March 25, 1999

U.S. senators to visit Cuba viewing transition

WASHINGTON, March 24 (Reuters) - Two U.S. senators will travel to Cuba on Friday to begin a dialogue with the island's Communist government in anticipation of an eventual democratic transition, aides said on Wednesday.

Patrick Leahy of Vermont and Jack Reed of Rhode Island, both Democrats, will meet Cuban government officials and dissidents during their five-day visit.

``They want to begin a dialogue with the Cuban government and others in Cuban society on a range of political and economic and other issues of mutual interest, anticipating Cuba's eventual transition to democracy,'' a spokesman for Leahy told Reuters.

Leahy is a vigorous opponent of the 1996 Helms-Burton law that tightened the economic embargo imposed by Washington in 1962 against President Fidel Castro's revolutionary government.

The senators will visit hospitals and a vaccine research facility. Leahy two years ago launched an initiative to control the global spread of infectious diseases.

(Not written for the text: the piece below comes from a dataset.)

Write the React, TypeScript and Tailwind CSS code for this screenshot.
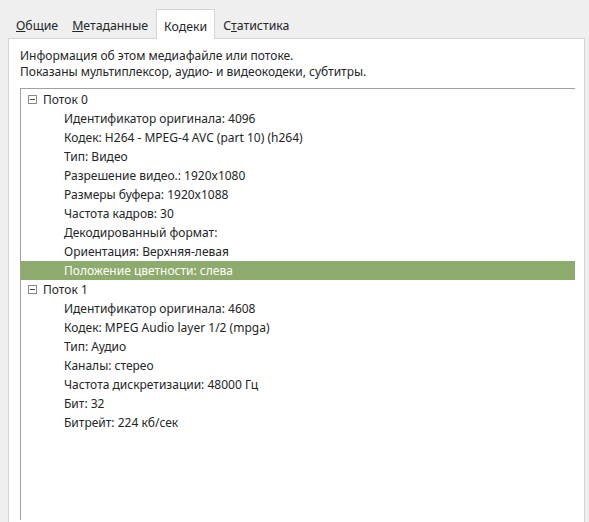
import React from 'react';

const streams = [
  {
    title: 'Поток 0',
    props: [
      'Идентификатор оригинала: 4096',
      'Кодек: H264 - MPEG-4 AVC (part 10) (h264)',
      'Тип: Видео',
      'Разрешение видео.: 1920x1080',
      'Размеры буфера: 1920x1088',
      'Частота кадров: 30',
      'Декодированный формат:',
      'Ориентация: Верхняя-левая',
      'Положение цветности: слева',
    ],
  },
  {
    title: 'Поток 1',
    props: [
      'Идентификатор оригинала: 4608',
      'Кодек: MPEG Audio layer 1/2 (mpga)',
      'Тип: Аудио',
      'Каналы: стерео',
      'Частота дискретизации: 48000 Гц',
      'Бит: 32',
      'Битрейт: 224 кб/сек',
    ],
  },
];

const selected = 'Положение цветности: слева';

function Expander() {
  return (
    <span className="w-[9px] h-[9px] border border-[#8a8a8a] bg-white flex items-center justify-center mr-[6px]">
      <span className="w-[5px] h-px bg-[#444]" />
    </span>
  );
}

export default function App() {
  return (
    <div className="w-[589px] h-[522px] bg-[#efefef] text-[#232627] text-[12px] font-['Noto_Sans',sans-serif] overflow-hidden flex flex-col">
      <div className="flex items-end h-[38px] pl-[8px] relative z-10 text-[12.3px]">
        <div className="px-[8px] h-[29px] pt-[5px] flex items-center">
          <u>О</u>бщие
        </div>
        <div className="px-[7px] h-[29px] pt-[5px] flex items-center ml-[-1px]">
          <u>М</u>етаданные
        </div>
        <div className="px-[7px] h-[30px] pt-[5px] flex items-center bg-white border border-b-0 border-[#d4d4d4] mb-[-1px] ml-[1px]">
          Ко<u>д</u>еки
        </div>
        <div className="pl-[8px] pr-[7px] h-[29px] pt-[5px] flex items-center">
          С<u>т</u>атистика
        </div>
      </div>
      <div className="flex-1 ml-[8px] mr-[4px] bg-white border border-b-0 border-[#d4d4d4] flex flex-col pl-[11px] pr-[9px] pt-[9px]">
        <div className="leading-[16px] mb-[8px]">
          <div>Информация об этом медиафайле или потоке.</div>
          <div>Показаны мультиплексор, аудио- и видеокодеки, субтитры.</div>
        </div>
        <div className="flex-1 border-l border-t border-[#a0a0a0] mb-[2px] pt-[1px]">
          {streams.map((s) => (
            <div key={s.title}>
              <div className="h-[19px] flex items-center pl-[7px]">
                <Expander />
                <span>{s.title}</span>
              </div>
              {s.props.map((p) => (
                <div
                  key={p}
                  className={`h-[19px] flex items-center pl-[43px] ${p === selected ? 'bg-[#8dab6c] text-white' : ''}`}
                >
                  {p}
                </div>
              ))}
            </div>
          ))}
        </div>
      </div>
    </div>
  );
}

The Vermont senator is a strong defender of international human rights and author of a law that bans U.S. military aid to countries where abuses occur.

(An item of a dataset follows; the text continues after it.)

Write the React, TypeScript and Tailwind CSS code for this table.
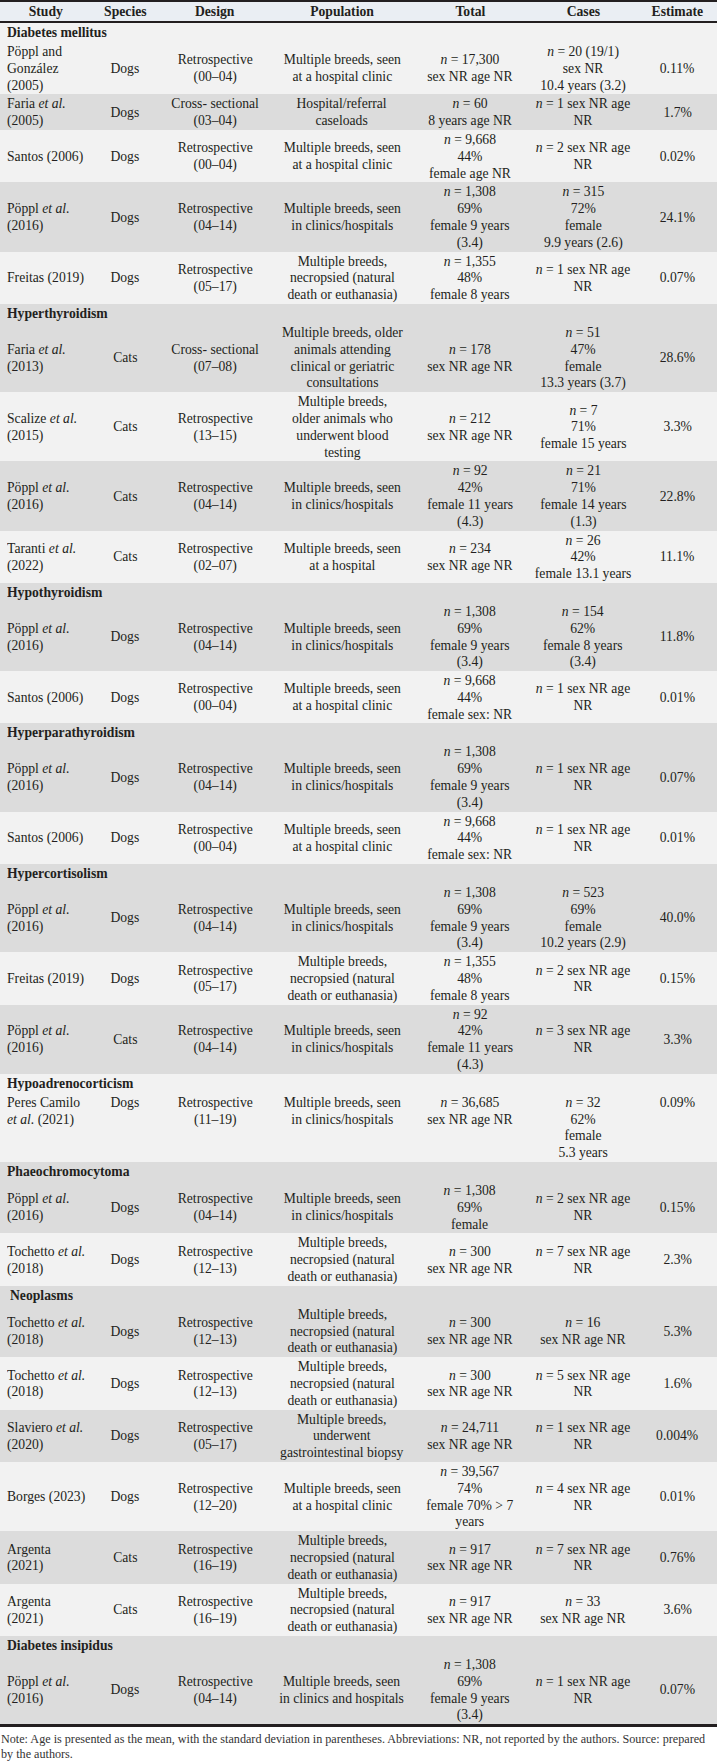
import type { ReactNode } from 'react';

type Row = {
    study: ReactNode[];
    species: string;
    design: string[];
    population: string[];
    total: ReactNode[];
    cases: ReactNode[];
    estimate: string;
    top?: boolean;
};

type Group = { title: string; indent?: boolean; rows: Row[] };

const n = (rest: string) => (
    <>
        <i>n</i>
        {` = ${rest}`}
    </>
);

const etal = (name: string) => (
    <>
        {name} <i>et al.</i>
    </>
);

const seenClinics = ['Multiple breeds, seen', 'in clinics/hospitals'];
const seenHospital = ['Multiple breeds, seen', 'at a hospital clinic'];
const necropsied = ['Multiple breeds,', 'necropsied (natural', 'death or euthanasia)'];
const sexAgeNR = (count: string) => [n(`${count} sex NR age`), 'NR'];
const poppl1308 = [n('1,308'), '69%', 'female 9 years', '(3.4)'];

const groups: Group[] = [
    {
        title: 'Diabetes mellitus',
        rows: [
            {
                study: ['Pöppl and', 'González', '(2005)'],
                species: 'Dogs',
                design: ['Retrospective', '(00–04)'],
                population: seenHospital,
                total: [n('17,300'), 'sex NR age NR'],
                cases: [n('20 (19/1)'), 'sex NR', '10.4 years (3.2)'],
                estimate: '0.11%',
            },
            {
                study: [etal('Faria'), '(2005)'],
                species: 'Dogs',
                design: ['Cross- sectional', '(03–04)'],
                population: ['Hospital/referral', 'caseloads'],
                total: [n('60'), '8 years age NR'],
                cases: sexAgeNR('1'),
                estimate: '1.7%',
            },
            {
                study: ['Santos (2006)'],
                species: 'Dogs',
                design: ['Retrospective', '(00–04)'],
                population: seenHospital,
                total: [n('9,668'), '44%', 'female age NR'],
                cases: sexAgeNR('2'),
                estimate: '0.02%',
            },
            {
                study: [etal('Pöppl'), '(2016)'],
                species: 'Dogs',
                design: ['Retrospective', '(04–14)'],
                population: seenClinics,
                total: poppl1308,
                cases: [n('315'), '72%', 'female', '9.9 years (2.6)'],
                estimate: '24.1%',
            },
            {
                study: ['Freitas (2019)'],
                species: 'Dogs',
                design: ['Retrospective', '(05–17)'],
                population: necropsied,
                total: [n('1,355'), '48%', 'female 8 years'],
                cases: sexAgeNR('1'),
                estimate: '0.07%',
            },
        ],
    },
    {
        title: 'Hyperthyroidism',
        rows: [
            {
                study: [etal('Faria'), '(2013)'],
                species: 'Cats',
                design: ['Cross- sectional', '(07–08)'],
                population: ['Multiple breeds, older', 'animals attending', 'clinical or geriatric', 'consultations'],
                total: [n('178'), 'sex NR age NR'],
                cases: [n('51'), '47%', 'female', '13.3 years (3.7)'],
                estimate: '28.6%',
            },
            {
                study: [etal('Scalize'), '(2015)'],
                species: 'Cats',
                design: ['Retrospective', '(13–15)'],
                population: ['Multiple breeds,', 'older animals who', 'underwent blood', 'testing'],
                total: [n('212'), 'sex NR age NR'],
                cases: [n('7'), '71%', 'female 15 years'],
                estimate: '3.3%',
            },
            {
                study: [etal('Pöppl'), '(2016)'],
                species: 'Cats',
                design: ['Retrospective', '(04–14)'],
                population: seenClinics,
                total: [n('92'), '42%', 'female 11 years', '(4.3)'],
                cases: [n('21'), '71%', 'female 14 years', '(1.3)'],
                estimate: '22.8%',
            },
            {
                study: [etal('Taranti'), '(2022)'],
                species: 'Cats',
                design: ['Retrospective', '(02–07)'],
                population: ['Multiple breeds, seen', 'at a hospital'],
                total: [n('234'), 'sex NR age NR'],
                cases: [n('26'), '42%', 'female 13.1 years'],
                estimate: '11.1%',
            },
        ],
    },
    {
        title: 'Hypothyroidism',
        rows: [
            {
                study: [etal('Pöppl'), '(2016)'],
                species: 'Dogs',
                design: ['Retrospective', '(04–14)'],
                population: seenClinics,
                total: poppl1308,
                cases: [n('154'), '62%', 'female 8 years', '(3.4)'],
                estimate: '11.8%',
            },
            {
                study: ['Santos (2006)'],
                species: 'Dogs',
                design: ['Retrospective', '(00–04)'],
                population: seenHospital,
                total: [n('9,668'), '44%', 'female sex: NR'],
                cases: sexAgeNR('1'),
                estimate: '0.01%',
            },
        ],
    },
    {
        title: 'Hyperparathyroidism',
        rows: [
            {
                study: [etal('Pöppl'), '(2016)'],
                species: 'Dogs',
                design: ['Retrospective', '(04–14)'],
                population: seenClinics,
                total: poppl1308,
                cases: sexAgeNR('1'),
                estimate: '0.07%',
            },
            {
                study: ['Santos (2006)'],
                species: 'Dogs',
                design: ['Retrospective', '(00–04)'],
                population: seenHospital,
                total: [n('9,668'), '44%', 'female sex: NR'],
                cases: sexAgeNR('1'),
                estimate: '0.01%',
            },
        ],
    },
    {
        title: 'Hypercortisolism',
        rows: [
            {
                study: [etal('Pöppl'), '(2016)'],
                species: 'Dogs',
                design: ['Retrospective', '(04–14)'],
                population: seenClinics,
                total: poppl1308,
                cases: [n('523'), '69%', 'female', '10.2 years (2.9)'],
                estimate: '40.0%',
            },
            {
                study: ['Freitas (2019)'],
                species: 'Dogs',
                design: ['Retrospective', '(05–17)'],
                population: necropsied,
                total: [n('1,355'), '48%', 'female 8 years'],
                cases: sexAgeNR('2'),
                estimate: '0.15%',
            },
            {
                study: [etal('Pöppl'), '(2016)'],
                species: 'Cats',
                design: ['Retrospective', '(04–14)'],
                population: seenClinics,
                total: [n('92'), '42%', 'female 11 years', '(4.3)'],
                cases: sexAgeNR('3'),
                estimate: '3.3%',
            },
        ],
    },
    {
        title: 'Hypoadrenocorticism',
        rows: [
            {
                study: ['Peres Camilo', <><i>et al.</i> (2021)</>],
                species: 'Dogs',
                design: ['Retrospective', '(11–19)'],
                population: seenClinics,
                total: [n('36,685'), 'sex NR age NR'],
                cases: [n('32'), '62%', 'female', '5.3 years'],
                estimate: '0.09%',
                top: true,
            },
        ],
    },
    {
        title: 'Phaeochromocytoma',
        rows: [
            {
                study: [etal('Pöppl'), '(2016)'],
                species: 'Dogs',
                design: ['Retrospective', '(04–14)'],
                population: seenClinics,
                total: [n('1,308'), '69%', 'female'],
                cases: sexAgeNR('2'),
                estimate: '0.15%',
            },
            {
                study: [etal('Tochetto'), '(2018)'],
                species: 'Dogs',
                design: ['Retrospective', '(12–13)'],
                population: necropsied,
                total: [n('300'), 'sex NR age NR'],
                cases: sexAgeNR('7'),
                estimate: '2.3%',
            },
        ],
    },
    {
        title: 'Neoplasms',
        indent: true,
        rows: [
            {
                study: [etal('Tochetto'), '(2018)'],
                species: 'Dogs',
                design: ['Retrospective', '(12–13)'],
                population: necropsied,
                total: [n('300'), 'sex NR age NR'],
                cases: [n('16'), 'sex NR age NR'],
                estimate: '5.3%',
            },
            {
                study: [etal('Tochetto'), '(2018)'],
                species: 'Dogs',
                design: ['Retrospective', '(12–13)'],
                population: necropsied,
                total: [n('300'), 'sex NR age NR'],
                cases: sexAgeNR('5'),
                estimate: '1.6%',
            },
            {
                study: [etal('Slaviero'), '(2020)'],
                species: 'Dogs',
                design: ['Retrospective', '(05–17)'],
                population: ['Multiple breeds,', 'underwent', 'gastrointestinal biopsy'],
                total: [n('24,711'), 'sex NR age NR'],
                cases: sexAgeNR('1'),
                estimate: '0.004%',
            },
            {
                study: ['Borges (2023)'],
                species: 'Dogs',
                design: ['Retrospective', '(12–20)'],
                population: seenHospital,
                total: [n('39,567'), '74%', 'female 70% > 7', 'years'],
                cases: sexAgeNR('4'),
                estimate: '0.01%',
            },
            {
                study: ['Argenta', '(2021)'],
                species: 'Cats',
                design: ['Retrospective', '(16–19)'],
                population: necropsied,
                total: [n('917'), 'sex NR age NR'],
                cases: sexAgeNR('7'),
                estimate: '0.76%',
            },
            {
                study: ['Argenta', '(2021)'],
                species: 'Cats',
                design: ['Retrospective', '(16–19)'],
                population: necropsied,
                total: [n('917'), 'sex NR age NR'],
                cases: [n('33'), 'sex NR age NR'],
                estimate: '3.6%',
            },
        ],
    },
    {
        title: 'Diabetes insipidus',
        rows: [
            {
                study: [etal('Pöppl'), '(2016)'],
                species: 'Dogs',
                design: ['Retrospective', '(04–14)'],
                population: ['Multiple breeds, seen', 'in clinics and hospitals'],
                total: poppl1308,
                cases: sexAgeNR('1'),
                estimate: '0.07%',
            },
        ],
    },
];

const headers = ['Study', 'Species', 'Design', 'Population', 'Total', 'Cases', 'Estimate'];

// the source table is set in a narrow Times, so squeeze the glyphs a little
function Lines({ items, left = false }: { items: ReactNode[]; left?: boolean }) {
    return (
        <div className={`inline-block scale-x-[0.91] ${left ? 'origin-left' : 'origin-center'}`}>
            {items.map((item, i) => (
                <div key={i} className="whitespace-nowrap">
                    {item}
                </div>
            ))}
        </div>
    );
}

export default function App() {
    let index = 0;

    return (
        <div className="w-[717px] bg-white font-['Liberation_Serif','Times_New_Roman',serif] text-[#231f20]">
            <table className="w-[717px] table-fixed border-collapse text-[15px] leading-[16.8px]">
                <colgroup>
                    <col className="w-[92px]" />
                    <col className="w-[66px]" />
                    <col className="w-[114px]" />
                    <col className="w-[140px]" />
                    <col className="w-[116px]" />
                    <col className="w-[110px]" />
                    <col className="w-[79px]" />
                </colgroup>

                {/* Header */}
                <thead>
                    <tr className="border-y-2 border-[#231f20] bg-[#eaeef3]">
                        {headers.map((h) => (
                            <th key={h} className="h-[21px] p-0 text-center font-bold">
                                <Lines items={[h]} />
                            </th>
                        ))}
                    </tr>
                </thead>

                <tbody>
                    {groups.map((group) => {
                        const groupShade = index % 2 === 0 ? 'bg-[#f2f2f2]' : 'bg-[#dcdcdc]';
                        return [
                            <tr key={group.title} className={groupShade}>
                                <td
                                    colSpan={7}
                                    className={`py-px font-bold leading-[17px] ${group.indent ? 'pl-[10px]' : 'pl-[7px]'}`}
                                >
                                    <Lines items={[group.title]} left />
                                </td>
                            </tr>,
                            ...group.rows.map((row) => {
                                const shade = index % 2 === 0 ? 'bg-[#f2f2f2]' : 'bg-[#dcdcdc]';
                                index += 1;
                                const align = row.top ? 'align-top' : 'align-middle';
                                return (
                                    <tr key={`${group.title}-${index}`} className={shade}>
                                        <td className={`py-px pl-[7px] pr-0 text-left ${align}`}>
                                            <Lines items={row.study} left />
                                        </td>
                                        <td className={`py-px text-center ${align}`}>
                                            <Lines items={[row.species]} />
                                        </td>
                                        <td className={`py-px text-center ${align}`}>
                                            <Lines items={row.design} />
                                        </td>
                                        <td className={`py-px text-center ${align}`}>
                                            <Lines items={row.population} />
                                        </td>
                                        <td className={`py-px text-center ${align}`}>
                                            <Lines items={row.total} />
                                        </td>
                                        <td className={`py-px text-center ${align}`}>
                                            <Lines items={row.cases} />
                                        </td>
                                        <td className={`py-px text-center ${align}`}>
                                            <Lines items={[row.estimate]} />
                                        </td>
                                    </tr>
                                );
                            }),
                        ];
                    })}
                </tbody>
            </table>

            {/* Footnote */}
            <div className="border-t-[3px] border-[#231f20] pl-px pt-[4px] text-[13.5px] leading-[15px] text-[#333]">
                <div className="origin-left scale-x-[0.9] whitespace-nowrap">
                    Note: Age is presented as the mean, with the standard deviation in parentheses. Abbreviations: NR, not reported by the authors. Source: prepared
                </div>
                <div className="origin-left scale-x-[0.9]">by the authors.</div>
            </div>
        </div>
    );
}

In Havana, he will discuss the Ottawa convention banning the use, export and production of anti-personnel land mines, Carle said.

Cuba and the United States are the only countries in the Western hemisphere that have not signed the convention.

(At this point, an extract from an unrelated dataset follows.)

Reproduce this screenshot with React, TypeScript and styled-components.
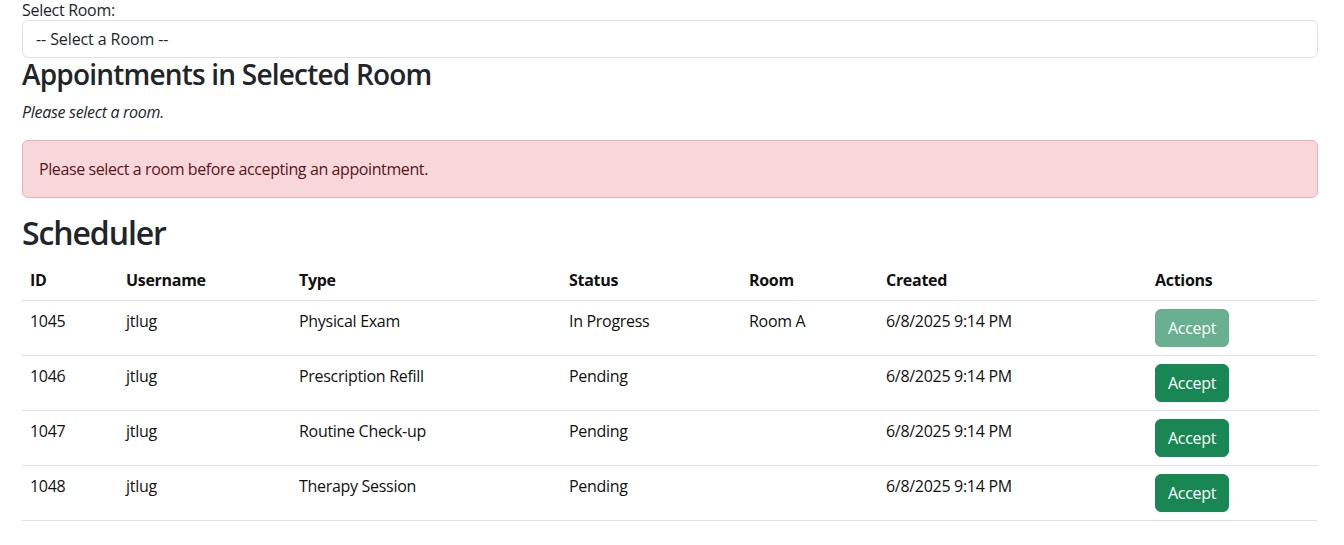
import React from "react";
import styled, { createGlobalStyle } from "styled-components";

const FONT = `"Open Sans", "Noto Sans", "Liberation Sans", sans-serif`;

const GlobalStyle = createGlobalStyle`
  html, body { margin: 0; padding: 0; background: #fff; }
  body {
    font-family: ${FONT};
    font-size: 16px;
    line-height: 1.5;
    letter-spacing: -0.3px;
    color: #212529;
  }
  * { box-sizing: border-box; }
`;

const Page = styled.div`
  width: 1296px;
  margin-left: 22px;
`;

const Label = styled.label`
  display: block;
  line-height: 20px;
  height: 20px;
  font-size: 16px;
`;

const Select = styled.select`
  display: block;
  width: 100%;
  height: 38px;
  padding: 6px 13px;
  font-family: ${FONT};
  font-size: 16px;
  line-height: 24px;
  letter-spacing: -0.1px;
  color: #212529;
  background: #fff;
  border: 1px solid #dee2e6;
  border-radius: 6px;
  appearance: none;
  -webkit-appearance: none;
  outline: none;
`;

const H3 = styled.h3`
  margin: 0 0 8px;
  font-size: 28px;
  font-weight: 600;
  line-height: 1.2;
  letter-spacing: -0.8px;
`;

const H2 = styled.h2`
  margin: 0 0 8px;
  font-size: 32px;
  font-weight: 600;
  line-height: 1.2;
  letter-spacing: -1.1px;
`;

const Note = styled.p`
  margin: 0 0 16px;
  font-style: italic;
`;

const Alert = styled.div`
  padding: 16px;
  margin-bottom: 16px;
  border: 1px solid #f1aeb5;
  border-radius: 6px;
  background: #f8d7da;
  color: #58151c;
  letter-spacing: -0.4px;
`;

const Table = styled.table`
  width: 100%;
  border-collapse: collapse;
  margin-bottom: 16px;
  color: #111;
`;

const Th = styled.th`
  text-align: left;
  font-weight: 700;
  padding: 8px;
  border-bottom: 1px solid #dee2e6;
  vertical-align: bottom;
`;

const Td = styled.td`
  padding: 8px;
  border-bottom: 1px solid #dee2e6;
  vertical-align: top;
  height: 55px;
`;

const Button = styled.button<{ $disabled?: boolean }>`
  display: inline-block;
  padding: 6px 12px;
  font-family: ${FONT};
  font-size: 16px;
  line-height: 24px;
  letter-spacing: -0.3px;
  color: #fff;
  background: #198754;
  border: 1px solid #198754;
  border-radius: 6px;
  cursor: pointer;
  opacity: ${(p) => (p.$disabled ? 0.65 : 1)};
`;

const widths = [96, 173, 270, 180, 137, 269, 171];

const rows = [
  { id: 1045, user: "jtlug", type: "Physical Exam", status: "In Progress", room: "Room A", created: "6/8/2025 9:14 PM", disabled: true },
  { id: 1046, user: "jtlug", type: "Prescription Refill", status: "Pending", room: "", created: "6/8/2025 9:14 PM", disabled: false },
  { id: 1047, user: "jtlug", type: "Routine Check-up", status: "Pending", room: "", created: "6/8/2025 9:14 PM", disabled: false },
  { id: 1048, user: "jtlug", type: "Therapy Session", status: "Pending", room: "", created: "6/8/2025 9:14 PM", disabled: false },
];

export default function App() {
  return (
    <>
      <GlobalStyle />
      <Page>
        <Label htmlFor="room">Select Room:</Label>
        <Select id="room" defaultValue="">
          <option value="">-- Select a Room --</option>
          <option value="a">Room A</option>
        </Select>
        <H3>Appointments in Selected Room</H3>
        <Note>Please select a room.</Note>
        <Alert>Please select a room before accepting an appointment.</Alert>
        <H2>Scheduler</H2>
        <Table>
          <colgroup>
            {widths.map((w, i) => (
              <col key={i} style={{ width: w }} />
            ))}
          </colgroup>
          <thead>
            <tr>
              <Th>ID</Th>
              <Th>Username</Th>
              <Th>Type</Th>
              <Th>Status</Th>
              <Th>Room</Th>
              <Th>Created</Th>
              <Th>Actions</Th>
            </tr>
          </thead>
          <tbody>
            {rows.map((r) => (
              <tr key={r.id}>
                <Td>{r.id}</Td>
                <Td>{r.user}</Td>
                <Td>{r.type}</Td>
                <Td>{r.status}</Td>
                <Td>{r.room}</Td>
                <Td>{r.created}</Td>
                <Td>
                  <Button $disabled={r.disabled} disabled={r.disabled}>Accept</Button>
                </Td>
              </tr>
            ))}
          </tbody>
        </Table>
      </Page>
    </>
  );
}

The official visit by the senators comes amid new U.S. moves to build contacts with the Cuban people and bridge an ideological divide that dates back to the Cold War.

U.S. rock musicians will take part in an artistic exchange this weekend in Havana and on Sunday the Baltimore Orioles will play an exhibition game, the first time a Major League team has visited Cuba since shortly after the 1959 revolution.